## Data provided

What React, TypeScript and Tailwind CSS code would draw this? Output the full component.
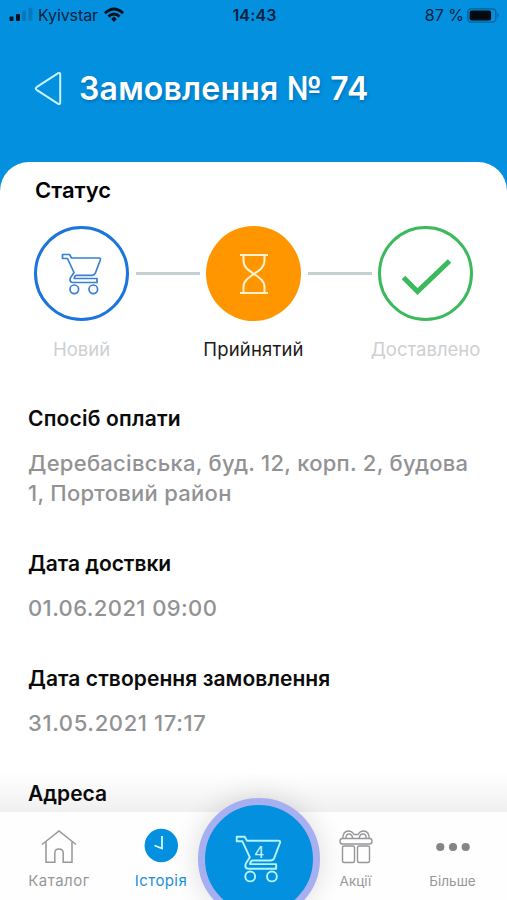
import type { ReactNode } from "react";

const details = [
  {
    title: "Спосіб оплати",
    value: "Деребасівська, буд. 12, корп. 2, будова 1, Портовий район",
    titleClass: "tracking-[0.2px]",
    valueClass: "tracking-[0.27px]",
  },
  { title: "Дата доствки", value: "01.06.2021 09:00", titleClass: "tracking-[-0.05px]", valueClass: "tracking-[0.4px]" },
  { title: "Дата створення замовлення", value: "31.05.2021 17:17", titleClass: "tracking-[0.07px]", valueClass: "tracking-[0.62px]" },
];

export default function App() {
  return (
    <div className="relative flex h-[900px] w-[507px] flex-col overflow-hidden bg-[#0290df] font-['Inter','Liberation_Sans',sans-serif]">
      <StatusBar />

      {/* Header */}
      <header className="flex h-[132px] shrink-0 items-start pl-[34px] pt-[40px]">
        <svg className="mt-px h-[35px] w-7 shrink-0" viewBox="0 0 28 35" fill="none" stroke="#c9f3ff" strokeWidth="2" strokeLinejoin="round">
          <path d="M24.2 2.2 2.6 16.2Q.8 17.5 2.6 18.8L24.2 32.8Q26.2 33.8 26.2 31.6V3.4Q26.2 1.2 24.2 2.2Z" />
        </svg>
        <h1 className="ml-[17px] mt-px whitespace-nowrap text-[32px] font-semibold leading-[36px] tracking-[0.2px] text-white [text-shadow:1px_2px_3px_rgba(0,60,120,0.35)]">
          Замовлення № 74
        </h1>
      </header>

      {/* Order */}
      <main className="flex-1 rounded-t-[29px] bg-white">
        <h2 className="pl-[35px] pt-[14px] text-[22px] font-semibold leading-[28px] text-black">Статус</h2>

        <div className="mt-[22px] flex items-start pl-[34px]">
          <Step label="Новий" className="border-[3px] border-[#1c75dc]" labelClass="text-[#cdd0d2]">
            <CartIcon className="h-[42px] w-[42px] text-[#397fd2]" />
          </Step>
          <Connector />
          <Step label="Прийнятий" className="bg-[#ff9600]" labelClass="text-[#1a1a1a] tracking-[0.15px]">
            <HourglassIcon />
          </Step>
          <Connector />
          <Step label="Доставлено" className="border-[3px] border-[#3cb95b]" labelClass="text-[#cdd0d2]">
            <svg className="h-[94px] w-[94px] shrink-0" viewBox="0 0 94 94" fill="none" stroke="#3cb95b" strokeWidth="5">
              <path d="M24.5 50.5 38.5 64.5 70.5 34" />
            </svg>
          </Step>
        </div>

        <div className="mt-[41px] flex flex-col gap-[41px] pl-7">
          {details.map((d) => (
            <section key={d.title}>
              <h3 className={`text-[21px] font-semibold leading-[30px] text-[#0b0b0b] ${d.titleClass}`}>{d.title}</h3>
              <p className={`mt-[14px] w-[450px] text-[22px] font-medium leading-[30px] text-[#929294] ${d.valueClass}`}>{d.value}</p>
            </section>
          ))}
          <h3 className="text-[21px] font-semibold leading-[30px] text-[#0b0b0b]">Адреса</h3>
        </div>
      </main>

      <TabBar />
    </div>
  );
}

function StatusBar() {
  return (
    <div className="flex h-[30px] shrink-0 items-center justify-between pl-[9px] pr-[7px] text-[#06223d]">
      <div className="flex w-[180px] items-center">
        <svg className="h-4 w-6" viewBox="0 0 24 16">
          <rect x="0.5" y="9.5" width="4" height="4.5" rx="1" fill="#04101c" />
          <rect x="7" y="7" width="4" height="7" rx="1" fill="#04101c" />
          <rect x="13" y="3.5" width="4" height="10.5" rx="1" fill="#0779ba" />
          <rect x="19.5" y="0.8" width="4" height="13.2" rx="1" fill="#0779ba" />
        </svg>
        <span className="ml-[5px] text-[16px] leading-[30px] tracking-[-0.1px]">Kyivstar</span>
        <svg className="ml-[6px] h-4 w-5" viewBox="0 0 20 16" fill="none" stroke="#04101c" strokeWidth="2.8">
          <path d="M1 6.2Q10-2.2 19 6.2" />
          <path d="M4.4 9.6Q10 4.4 15.6 9.6" />
          <path d="M7.2 12 10 9.6 12.8 12 10 15Z" fill="#04101c" stroke="none" />
        </svg>
      </div>
      <span className="text-[16px] font-semibold tracking-[0.15px]">14:43</span>
      <div className="flex w-[180px] items-center justify-end">
        <span className="text-[16px]">87 %</span>
        <svg className="ml-[3px] h-[15px] w-[33px]" viewBox="0 0 33 15">
          <rect x="0.8" y="0.8" width="28" height="13.4" rx="3.5" fill="none" stroke="#075f98" strokeWidth="1.3" />
          <rect x="2.6" y="2.6" width="21.5" height="9.8" rx="2" fill="#020a12" />
          <path d="M30.5 5Q33 7.5 30.5 10Z" fill="#075f98" />
        </svg>
      </div>
    </div>
  );
}

function Step({ label, className, labelClass, children }: { label: string; className: string; labelClass: string; children: ReactNode }) {
  return (
    <div className="flex w-[95px] shrink-0 flex-col items-center">
      <div className={`flex h-[95px] w-[95px] items-center justify-center rounded-full ${className}`}>{children}</div>
      <span className={`mt-[14px] whitespace-nowrap text-[18.5px] leading-7 ${labelClass}`}>{label}</span>
    </div>
  );
}

function Connector() {
  return <div className="mx-[6.5px] mt-[46px] h-[3px] w-16 shrink-0 bg-[#c5d0d0]" />;
}

function CartIcon({ className }: { className: string }) {
  return (
    <svg className={className} viewBox="0 0 42 42" fill="none" stroke="currentColor" strokeWidth="1.7" strokeLinejoin="round">
      <path d="M1.5 1.5H8.5L10.5 5H38Q40 5 39.3 7L34.3 20.2Q33.4 22.3 31 22.3H15.5Q13.5 22.3 13.2 25.5H36V29.5H12Q9 29.5 9 26.8Q9 25 10.7 23L13 19.5 6.5 5.5H1.5Z" />
      <circle cx="13.3" cy="36.3" r="4.3" />
      <circle cx="32.3" cy="36.3" r="4.3" />
    </svg>
  );
}

function HourglassIcon() {
  return (
    <svg className="h-[42px] w-[30px]" viewBox="0 0 30 42" fill="none" stroke="#fff3cf" strokeWidth="2">
      <path d="M1 2H29M1 40H29" />
      <path d="M4.5 2V8C4.5 14 9 17 15 21 21 25 25.5 28 25.5 34V40" />
      <path d="M25.5 2V8C25.5 14 21 17 15 21 9 25 4.5 28 4.5 34V40" />
    </svg>
  );
}

function TabBar() {
  return (
    <nav className="absolute inset-x-0 bottom-0">
      <div className="h-10 bg-linear-to-b from-transparent to-black/6" />
      <div className="flex h-[88px] items-start bg-[#fefefe] pl-2">
        <Tab label="Каталог" className="w-[102px] text-[#97979a]" labelClass="text-[15px] tracking-[0.5px]">
          <svg className="h-9 w-9" viewBox="0 0 36 36" fill="none" stroke="currentColor" strokeWidth="1.5">
            <path d="M1 16.5 18 3 35 16.5" />
            <path d="M5 14V34.2H13.8V25Q13.8 21 18 21T22.2 25V34.2H31V14" />
          </svg>
        </Tab>
        <Tab label="Історія" className="w-[102px] text-[#1a8fd6]" labelClass="text-[15px] tracking-[0.4px]">
          <svg className="h-9 w-9" viewBox="0 0 36 36" fill="none">
            <circle cx="18.3" cy="17.5" r="16.7" fill="#0290df" />
            <path d="M19 8V20.5L11.5 17.5" stroke="#d8f6ff" strokeWidth="1.8" />
          </svg>
        </Tab>
        <div className="w-[95px]" />
        <Tab label="Акції" className="w-[97px] text-[#97979a]" labelClass="text-[13.5px]">
          <svg className="h-9 w-9" viewBox="0 0 36 36" fill="none" stroke="currentColor" strokeWidth="1.4">
            <rect x="2" y="10.5" width="32" height="5.5" rx="2.5" />
            <rect x="4.5" y="18" width="12" height="16.5" rx="1.5" />
            <rect x="19.5" y="18" width="12" height="16.5" rx="1.5" />
            <path d="M4.8 10.5Q5 3 10.5 3 14 3 16 6.5H20Q22 3 25.5 3 31 3 31.2 10.5" />
            <path d="M7.8 10.5Q8 6 11 6T14.8 10.5M21.2 10.5Q21.5 6 25 6T28.2 10.5" />
          </svg>
        </Tab>
        <Tab label="Більше" className="w-[97px] text-[#97979a]" labelClass="text-[13.5px]">
          <svg className="h-9 w-9" viewBox="0 0 36 36" fill="#858587">
            <circle cx="5.3" cy="19" r="4.1" />
            <circle cx="18" cy="19" r="4.1" />
            <circle cx="30.7" cy="19" r="4.1" />
          </svg>
        </Tab>
      </div>

      {/* Cart button */}
      <div className="absolute left-[198px] top-[26px] flex h-[122px] w-[122px] items-center justify-center rounded-full border-[7px] border-[#a6aff0] bg-[#0290df] shadow-[0_0_28px_rgba(0,0,0,0.14)]">
        <CartIcon className="h-12 w-12 text-[#b5f3ff]" />
        <span className="absolute left-[49px] top-[37px] text-[16px] leading-5 text-[#c9f5ff]">4</span>
      </div>
    </nav>
  );
}

function Tab({ label, className, labelClass, children }: { label: string; className: string; labelClass: string; children: ReactNode }) {
  return (
    <div className={`flex shrink-0 flex-col items-center pt-4 ${className}`}>
      {children}
      <span className={`mt-[7px] leading-5 ${labelClass}`}>{label}</span>
    </div>
  );
}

## What you will do
Only lines belong in the copy: transcribe those from the start of the data through the line that contains "<StatusBar />", and skip the pictures.

## Expected answer
What React, TypeScript and Tailwind CSS code would draw this? Output the full component.
import type { ReactNode } from "react";

const details = [
  {
    title: "Спосіб оплати",
    value: "Деребасівська, буд. 12, корп. 2, будова 1, Портовий район",
    titleClass: "tracking-[0.2px]",
    valueClass: "tracking-[0.27px]",
  },
  { title: "Дата доствки", value: "01.06.2021 09:00", titleClass: "tracking-[-0.05px]", valueClass: "tracking-[0.4px]" },
  { title: "Дата створення замовлення", value: "31.05.2021 17:17", titleClass: "tracking-[0.07px]", valueClass: "tracking-[0.62px]" },
];

export default function App() {
  return (
    <div className="relative flex h-[900px] w-[507px] flex-col overflow-hidden bg-[#0290df] font-['Inter','Liberation_Sans',sans-serif]">
      <StatusBar />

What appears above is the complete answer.